» Stated task
Write out all the lines again, precisely as they stand, but without the images.

» Recorded information

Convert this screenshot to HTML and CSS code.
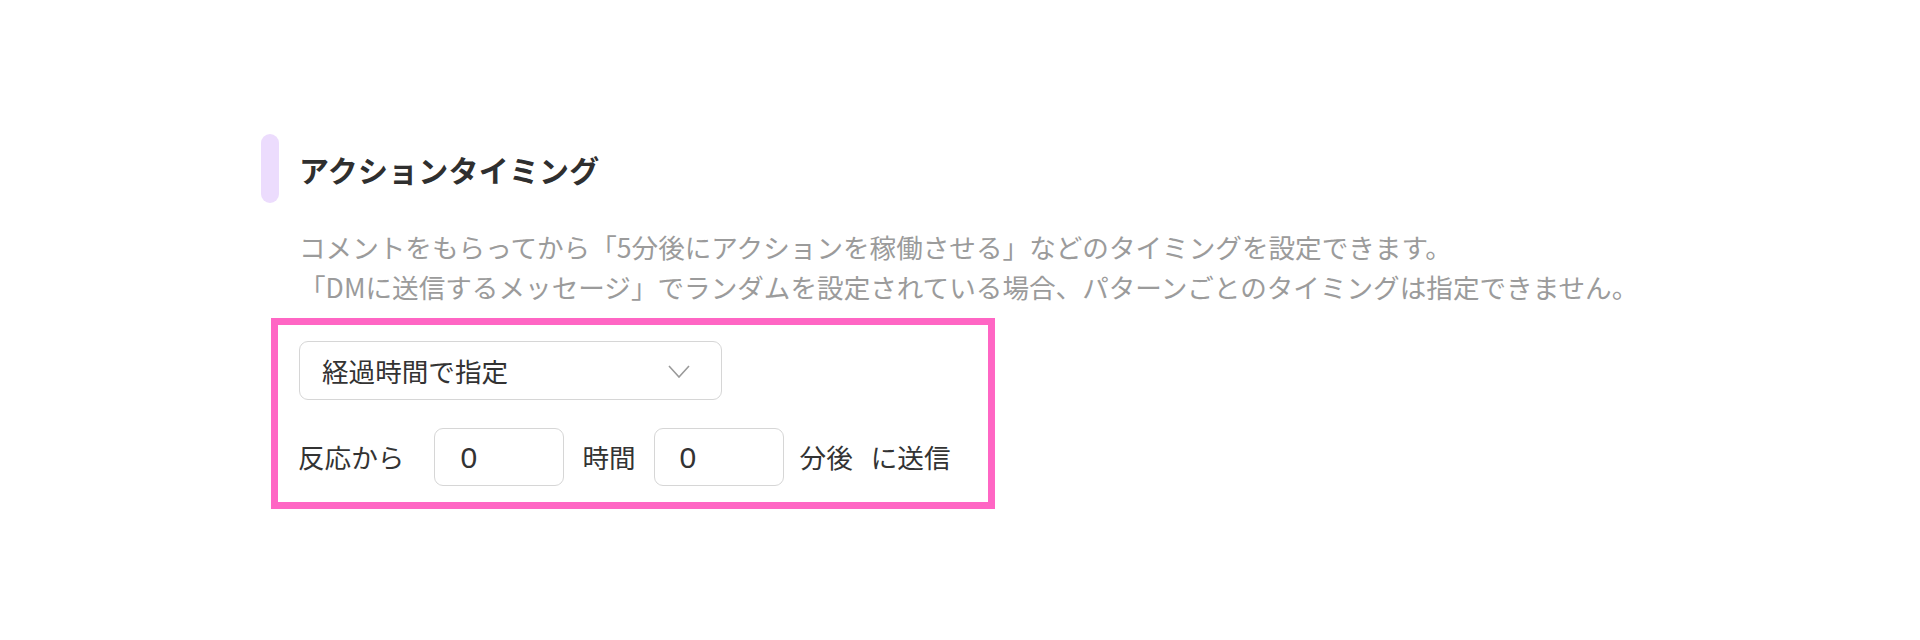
FILE: index.html
```html
<!DOCTYPE html>
<html lang="ja">
<head>
<meta charset="utf-8">
<title>アクションタイミング</title>
<link rel="stylesheet" href="styles.css">
</head>
<body>
<div class="page">
  <section class="section">
    <div class="heading">
      <span class="bar"></span>
      <h2 class="title">アクションタイミング</h2>
    </div>
    <p class="desc">コメントをもらってから「5分後にアクションを稼働させる」などのタイミングを設定できます。<br>「DMに送信するメッセージ」でランダムを設定されている場合、パターンごとのタイミングは指定できません。</p>
    <div class="highlight">
      <div class="select">
        <span class="select-text">経過時間で指定</span>
        <svg class="chevron" width="22" height="13" viewBox="0 0 22 13"><polyline points="1,1 11,12 21,1" fill="none" stroke="#9a9a9a" stroke-width="1.6"/></svg>
      </div>
      <div class="row">
        <span class="label label-first">反応から</span>
        <input class="num" type="text" value="0">
        <span class="label">時間</span>
        <input class="num" type="text" value="0">
        <span class="label label-min">分後</span>
        <span class="label">に送信</span>
      </div>
    </div>
  </section>
</div>
</body>
</html>
```

FILE: styles.css
```css
html, body {
  margin: 0;
  padding: 0;
  background: #ffffff;
}

body {
  font-family: "Noto Sans CJK JP", "Noto Sans", sans-serif;
  color: #333333;
}

.section {
  padding: 134px 0 0 261px;
}

.heading {
  display: flex;
  align-items: center;
  gap: 20px;
}

.bar {
  display: block;
  width: 18px;
  height: 69px;
  border-radius: 9px;
  background: #ecdcfd;
}

.title {
  margin: 0;
  font-size: 30px;
  font-weight: 700;
  line-height: 40px;
  color: #2f2f2f;
  letter-spacing: 0.2px;
}

.desc {
  margin: 24px 0 0 38px;
  font-size: 26.6px;
  line-height: 40px;
  color: #9b9b9b;
}

.highlight {
  margin: 11px 0 0 10px;
  width: 724px;
  box-sizing: border-box;
  border: 7px solid #ff66c4;
  padding: 16px 20px 16px 21px;
}

.select {
  display: flex;
  align-items: center;
  justify-content: space-between;
  width: 423px;
  height: 59px;
  box-sizing: border-box;
  border: 1px solid #d6d6d6;
  border-radius: 9px;
  padding: 0 31px 0 22px;
}

.select-text {
  font-size: 26.6px;
  line-height: 1;
  color: #333333;
  padding-top: 2px;
}

.chevron {
  display: block;
  margin-top: 2px;
}

.row {
  display: flex;
  align-items: center;
  margin-top: 28px;
}

.label {
  font-size: 26.6px;
  line-height: 1;
  color: #333333;
  margin: 0 18px;
  white-space: nowrap;
}

.label-first {
  margin-left: -1px;
  margin-right: 30px;
}

.label-min {
  margin-left: 16px;
  margin-right: 0;
}

.num {
  width: 130px;
  height: 58px;
  box-sizing: border-box;
  border: 1px solid #d6d6d6;
  border-radius: 9px;
  padding: 2px 0 0 25px;
  font-family: "Liberation Sans", Arial, sans-serif;
  font-size: 30px;
  color: #333333;
  background: #ffffff;
  outline: none;
}
```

» Solution to this problem
Convert this screenshot to HTML and CSS code.
FILE: index.html
```html
<!DOCTYPE html>
<html lang="ja">
<head>
<meta charset="utf-8">
<title>アクションタイミング</title>
<link rel="stylesheet" href="styles.css">
</head>
<body>
<div class="page">
  <section class="section">
    <div class="heading">
      <span class="bar"></span>
      <h2 class="title">アクションタイミング</h2>
    </div>
    <p class="desc">コメントをもらってから「5分後にアクションを稼働させる」などのタイミングを設定できます。<br>「DMに送信するメッセージ」でランダムを設定されている場合、パターンごとのタイミングは指定できません。</p>
    <div class="highlight">
      <div class="select">
        <span class="select-text">経過時間で指定</span>
        <svg class="chevron" width="22" height="13" viewBox="0 0 22 13"><polyline points="1,1 11,12 21,1" fill="none" stroke="#9a9a9a" stroke-width="1.6"/></svg>
      </div>
      <div class="row">
        <span class="label label-first">反応から</span>
        <input class="num" type="text" value="0">
        <span class="label">時間</span>
        <input class="num" type="text" value="0">
        <span class="label label-min">分後</span>
        <span class="label">に送信</span>
      </div>
    </div>
  </section>
</div>
</body>
</html>
```

FILE: styles.css
```css
html, body {
  margin: 0;
  padding: 0;
  background: #ffffff;
}

body {
  font-family: "Noto Sans CJK JP", "Noto Sans", sans-serif;
  color: #333333;
}

.section {
  padding: 134px 0 0 261px;
}

.heading {
  display: flex;
  align-items: center;
  gap: 20px;
}

.bar {
  display: block;
  width: 18px;
  height: 69px;
  border-radius: 9px;
  background: #ecdcfd;
}

.title {
  margin: 0;
  font-size: 30px;
  font-weight: 700;
  line-height: 40px;
  color: #2f2f2f;
  letter-spacing: 0.2px;
}

.desc {
  margin: 24px 0 0 38px;
  font-size: 26.6px;
  line-height: 40px;
  color: #9b9b9b;
}

.highlight {
  margin: 11px 0 0 10px;
  width: 724px;
  box-sizing: border-box;
  border: 7px solid #ff66c4;
  padding: 16px 20px 16px 21px;
}

.select {
  display: flex;
  align-items: center;
  justify-content: space-between;
  width: 423px;
  height: 59px;
  box-sizing: border-box;
  border: 1px solid #d6d6d6;
  border-radius: 9px;
  padding: 0 31px 0 22px;
}

.select-text {
  font-size: 26.6px;
  line-height: 1;
  color: #333333;
  padding-top: 2px;
}

.chevron {
  display: block;
  margin-top: 2px;
}

.row {
  display: flex;
  align-items: center;
  margin-top: 28px;
}

.label {
  font-size: 26.6px;
  line-height: 1;
  color: #333333;
  margin: 0 18px;
  white-space: nowrap;
}

.label-first {
  margin-left: -1px;
  margin-right: 30px;
}

.label-min {
  margin-left: 16px;
  margin-right: 0;
}

.num {
  width: 130px;
  height: 58px;
  box-sizing: border-box;
  border: 1px solid #d6d6d6;
  border-radius: 9px;
  padding: 2px 0 0 25px;
  font-family: "Liberation Sans", Arial, sans-serif;
  font-size: 30px;
  color: #333333;
  background: #ffffff;
  outline: none;
}
```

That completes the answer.